Give every line of the data again, unchanged, but with no pictures.

-- SUPPLIED MATERIAL start --

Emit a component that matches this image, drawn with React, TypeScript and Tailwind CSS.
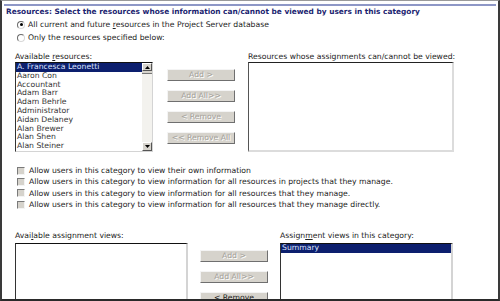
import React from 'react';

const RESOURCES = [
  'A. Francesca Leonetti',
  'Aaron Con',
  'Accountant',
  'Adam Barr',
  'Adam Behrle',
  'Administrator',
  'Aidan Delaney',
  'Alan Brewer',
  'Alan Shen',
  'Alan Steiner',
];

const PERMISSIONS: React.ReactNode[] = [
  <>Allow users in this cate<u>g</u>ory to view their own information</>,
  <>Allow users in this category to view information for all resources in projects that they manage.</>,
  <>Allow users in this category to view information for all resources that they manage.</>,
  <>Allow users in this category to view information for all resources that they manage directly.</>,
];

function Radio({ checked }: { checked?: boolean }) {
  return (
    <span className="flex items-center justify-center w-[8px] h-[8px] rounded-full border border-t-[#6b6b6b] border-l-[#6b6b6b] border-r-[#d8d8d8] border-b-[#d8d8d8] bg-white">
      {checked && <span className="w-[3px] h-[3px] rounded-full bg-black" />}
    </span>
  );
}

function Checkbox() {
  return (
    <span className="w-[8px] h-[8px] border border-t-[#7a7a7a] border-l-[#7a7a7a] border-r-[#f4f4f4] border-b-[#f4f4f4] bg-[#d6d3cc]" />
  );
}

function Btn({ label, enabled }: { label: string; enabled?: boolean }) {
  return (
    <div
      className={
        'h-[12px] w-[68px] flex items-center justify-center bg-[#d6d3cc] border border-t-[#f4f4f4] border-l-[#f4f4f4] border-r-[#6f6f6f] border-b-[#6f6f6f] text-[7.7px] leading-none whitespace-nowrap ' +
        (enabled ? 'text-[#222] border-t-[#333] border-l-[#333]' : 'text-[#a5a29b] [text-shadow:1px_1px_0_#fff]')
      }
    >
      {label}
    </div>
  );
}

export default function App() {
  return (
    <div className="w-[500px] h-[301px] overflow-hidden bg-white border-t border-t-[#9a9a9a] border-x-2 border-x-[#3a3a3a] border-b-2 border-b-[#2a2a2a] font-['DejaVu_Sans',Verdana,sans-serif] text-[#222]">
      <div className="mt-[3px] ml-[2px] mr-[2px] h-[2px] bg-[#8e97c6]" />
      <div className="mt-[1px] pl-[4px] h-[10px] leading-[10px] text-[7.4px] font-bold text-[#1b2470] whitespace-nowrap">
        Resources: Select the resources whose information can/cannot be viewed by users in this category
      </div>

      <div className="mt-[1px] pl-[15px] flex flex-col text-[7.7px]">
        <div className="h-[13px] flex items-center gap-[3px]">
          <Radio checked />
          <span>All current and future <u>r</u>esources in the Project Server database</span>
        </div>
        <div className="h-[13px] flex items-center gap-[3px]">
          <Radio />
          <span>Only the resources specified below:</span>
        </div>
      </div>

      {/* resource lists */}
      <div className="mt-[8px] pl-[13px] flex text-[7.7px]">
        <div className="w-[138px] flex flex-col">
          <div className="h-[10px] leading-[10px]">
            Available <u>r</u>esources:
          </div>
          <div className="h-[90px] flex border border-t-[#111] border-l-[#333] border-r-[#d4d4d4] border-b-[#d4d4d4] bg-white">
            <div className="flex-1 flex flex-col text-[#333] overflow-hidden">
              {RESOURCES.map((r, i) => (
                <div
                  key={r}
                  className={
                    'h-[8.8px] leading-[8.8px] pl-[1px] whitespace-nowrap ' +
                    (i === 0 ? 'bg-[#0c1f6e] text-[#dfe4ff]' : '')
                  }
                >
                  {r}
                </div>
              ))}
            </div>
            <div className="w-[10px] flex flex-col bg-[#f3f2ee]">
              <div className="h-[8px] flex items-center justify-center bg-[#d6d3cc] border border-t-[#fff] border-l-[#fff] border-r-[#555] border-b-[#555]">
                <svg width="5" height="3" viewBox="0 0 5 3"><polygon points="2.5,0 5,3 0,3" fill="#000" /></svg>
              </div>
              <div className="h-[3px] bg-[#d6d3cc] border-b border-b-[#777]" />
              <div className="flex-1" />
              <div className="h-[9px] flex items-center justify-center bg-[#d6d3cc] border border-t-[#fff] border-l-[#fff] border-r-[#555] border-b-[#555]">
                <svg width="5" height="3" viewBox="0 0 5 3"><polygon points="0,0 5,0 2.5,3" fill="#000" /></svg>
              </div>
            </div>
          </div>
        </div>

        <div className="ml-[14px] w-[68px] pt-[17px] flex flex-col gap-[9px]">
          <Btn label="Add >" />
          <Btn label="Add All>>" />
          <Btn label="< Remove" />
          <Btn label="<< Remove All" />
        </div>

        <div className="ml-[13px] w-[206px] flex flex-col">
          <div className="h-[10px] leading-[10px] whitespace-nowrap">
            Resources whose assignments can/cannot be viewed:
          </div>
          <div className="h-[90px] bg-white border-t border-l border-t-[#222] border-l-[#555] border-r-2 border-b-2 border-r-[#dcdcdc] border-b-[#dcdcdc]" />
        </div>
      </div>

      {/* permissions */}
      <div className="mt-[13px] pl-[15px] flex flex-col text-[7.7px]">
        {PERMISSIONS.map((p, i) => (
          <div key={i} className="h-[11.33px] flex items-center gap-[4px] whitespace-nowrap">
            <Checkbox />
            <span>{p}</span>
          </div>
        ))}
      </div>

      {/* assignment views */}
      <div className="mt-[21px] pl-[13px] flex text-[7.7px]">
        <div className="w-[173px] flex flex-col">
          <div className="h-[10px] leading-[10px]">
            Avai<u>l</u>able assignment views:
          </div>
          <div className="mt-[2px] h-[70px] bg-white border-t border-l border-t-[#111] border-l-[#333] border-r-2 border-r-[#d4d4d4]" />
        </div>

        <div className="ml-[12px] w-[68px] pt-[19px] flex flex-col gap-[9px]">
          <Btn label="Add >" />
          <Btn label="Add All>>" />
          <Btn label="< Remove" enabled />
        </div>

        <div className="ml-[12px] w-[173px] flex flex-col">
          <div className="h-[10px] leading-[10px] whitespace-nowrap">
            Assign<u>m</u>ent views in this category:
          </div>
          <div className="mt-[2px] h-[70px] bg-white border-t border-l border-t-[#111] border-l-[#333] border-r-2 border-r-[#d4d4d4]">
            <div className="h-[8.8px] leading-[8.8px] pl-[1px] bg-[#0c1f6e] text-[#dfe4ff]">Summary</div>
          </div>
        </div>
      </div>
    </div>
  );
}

-- SUPPLIED MATERIAL end --

--- COMPLETE ANSWER ---
Emit a component that matches this image, drawn with React, TypeScript and Tailwind CSS.
import React from 'react';

const RESOURCES = [
  'A. Francesca Leonetti',
  'Aaron Con',
  'Accountant',
  'Adam Barr',
  'Adam Behrle',
  'Administrator',
  'Aidan Delaney',
  'Alan Brewer',
  'Alan Shen',
  'Alan Steiner',
];

const PERMISSIONS: React.ReactNode[] = [
  <>Allow users in this cate<u>g</u>ory to view their own information</>,
  <>Allow users in this category to view information for all resources in projects that they manage.</>,
  <>Allow users in this category to view information for all resources that they manage.</>,
  <>Allow users in this category to view information for all resources that they manage directly.</>,
];

function Radio({ checked }: { checked?: boolean }) {
  return (
    <span className="flex items-center justify-center w-[8px] h-[8px] rounded-full border border-t-[#6b6b6b] border-l-[#6b6b6b] border-r-[#d8d8d8] border-b-[#d8d8d8] bg-white">
      {checked && <span className="w-[3px] h-[3px] rounded-full bg-black" />}
    </span>
  );
}

function Checkbox() {
  return (
    <span className="w-[8px] h-[8px] border border-t-[#7a7a7a] border-l-[#7a7a7a] border-r-[#f4f4f4] border-b-[#f4f4f4] bg-[#d6d3cc]" />
  );
}

function Btn({ label, enabled }: { label: string; enabled?: boolean }) {
  return (
    <div
      className={
        'h-[12px] w-[68px] flex items-center justify-center bg-[#d6d3cc] border border-t-[#f4f4f4] border-l-[#f4f4f4] border-r-[#6f6f6f] border-b-[#6f6f6f] text-[7.7px] leading-none whitespace-nowrap ' +
        (enabled ? 'text-[#222] border-t-[#333] border-l-[#333]' : 'text-[#a5a29b] [text-shadow:1px_1px_0_#fff]')
      }
    >
      {label}
    </div>
  );
}

export default function App() {
  return (
    <div className="w-[500px] h-[301px] overflow-hidden bg-white border-t border-t-[#9a9a9a] border-x-2 border-x-[#3a3a3a] border-b-2 border-b-[#2a2a2a] font-['DejaVu_Sans',Verdana,sans-serif] text-[#222]">
      <div className="mt-[3px] ml-[2px] mr-[2px] h-[2px] bg-[#8e97c6]" />
      <div className="mt-[1px] pl-[4px] h-[10px] leading-[10px] text-[7.4px] font-bold text-[#1b2470] whitespace-nowrap">
        Resources: Select the resources whose information can/cannot be viewed by users in this category
      </div>

      <div className="mt-[1px] pl-[15px] flex flex-col text-[7.7px]">
        <div className="h-[13px] flex items-center gap-[3px]">
          <Radio checked />
          <span>All current and future <u>r</u>esources in the Project Server database</span>
        </div>
        <div className="h-[13px] flex items-center gap-[3px]">
          <Radio />
          <span>Only the resources specified below:</span>
        </div>
      </div>

      {/* resource lists */}
      <div className="mt-[8px] pl-[13px] flex text-[7.7px]">
        <div className="w-[138px] flex flex-col">
          <div className="h-[10px] leading-[10px]">
            Available <u>r</u>esources:
          </div>
          <div className="h-[90px] flex border border-t-[#111] border-l-[#333] border-r-[#d4d4d4] border-b-[#d4d4d4] bg-white">
            <div className="flex-1 flex flex-col text-[#333] overflow-hidden">
              {RESOURCES.map((r, i) => (
                <div
                  key={r}
                  className={
                    'h-[8.8px] leading-[8.8px] pl-[1px] whitespace-nowrap ' +
                    (i === 0 ? 'bg-[#0c1f6e] text-[#dfe4ff]' : '')
                  }
                >
                  {r}
                </div>
              ))}
            </div>
            <div className="w-[10px] flex flex-col bg-[#f3f2ee]">
              <div className="h-[8px] flex items-center justify-center bg-[#d6d3cc] border border-t-[#fff] border-l-[#fff] border-r-[#555] border-b-[#555]">
                <svg width="5" height="3" viewBox="0 0 5 3"><polygon points="2.5,0 5,3 0,3" fill="#000" /></svg>
              </div>
              <div className="h-[3px] bg-[#d6d3cc] border-b border-b-[#777]" />
              <div className="flex-1" />
              <div className="h-[9px] flex items-center justify-center bg-[#d6d3cc] border border-t-[#fff] border-l-[#fff] border-r-[#555] border-b-[#555]">
                <svg width="5" height="3" viewBox="0 0 5 3"><polygon points="0,0 5,0 2.5,3" fill="#000" /></svg>
              </div>
            </div>
          </div>
        </div>

        <div className="ml-[14px] w-[68px] pt-[17px] flex flex-col gap-[9px]">
          <Btn label="Add >" />
          <Btn label="Add All>>" />
          <Btn label="< Remove" />
          <Btn label="<< Remove All" />
        </div>

        <div className="ml-[13px] w-[206px] flex flex-col">
          <div className="h-[10px] leading-[10px] whitespace-nowrap">
            Resources whose assignments can/cannot be viewed:
          </div>
          <div className="h-[90px] bg-white border-t border-l border-t-[#222] border-l-[#555] border-r-2 border-b-2 border-r-[#dcdcdc] border-b-[#dcdcdc]" />
        </div>
      </div>

      {/* permissions */}
      <div className="mt-[13px] pl-[15px] flex flex-col text-[7.7px]">
        {PERMISSIONS.map((p, i) => (
          <div key={i} className="h-[11.33px] flex items-center gap-[4px] whitespace-nowrap">
            <Checkbox />
            <span>{p}</span>
          </div>
        ))}
      </div>

      {/* assignment views */}
      <div className="mt-[21px] pl-[13px] flex text-[7.7px]">
        <div className="w-[173px] flex flex-col">
          <div className="h-[10px] leading-[10px]">
            Avai<u>l</u>able assignment views:
          </div>
          <div className="mt-[2px] h-[70px] bg-white border-t border-l border-t-[#111] border-l-[#333] border-r-2 border-r-[#d4d4d4]" />
        </div>

        <div className="ml-[12px] w-[68px] pt-[19px] flex flex-col gap-[9px]">
          <Btn label="Add >" />
          <Btn label="Add All>>" />
          <Btn label="< Remove" enabled />
        </div>

        <div className="ml-[12px] w-[173px] flex flex-col">
          <div className="h-[10px] leading-[10px] whitespace-nowrap">
            Assign<u>m</u>ent views in this category:
          </div>
          <div className="mt-[2px] h-[70px] bg-white border-t border-l border-t-[#111] border-l-[#333] border-r-2 border-r-[#d4d4d4]">
            <div className="h-[8.8px] leading-[8.8px] pl-[1px] bg-[#0c1f6e] text-[#dfe4ff]">Summary</div>
          </div>
        </div>
      </div>
    </div>
  );
}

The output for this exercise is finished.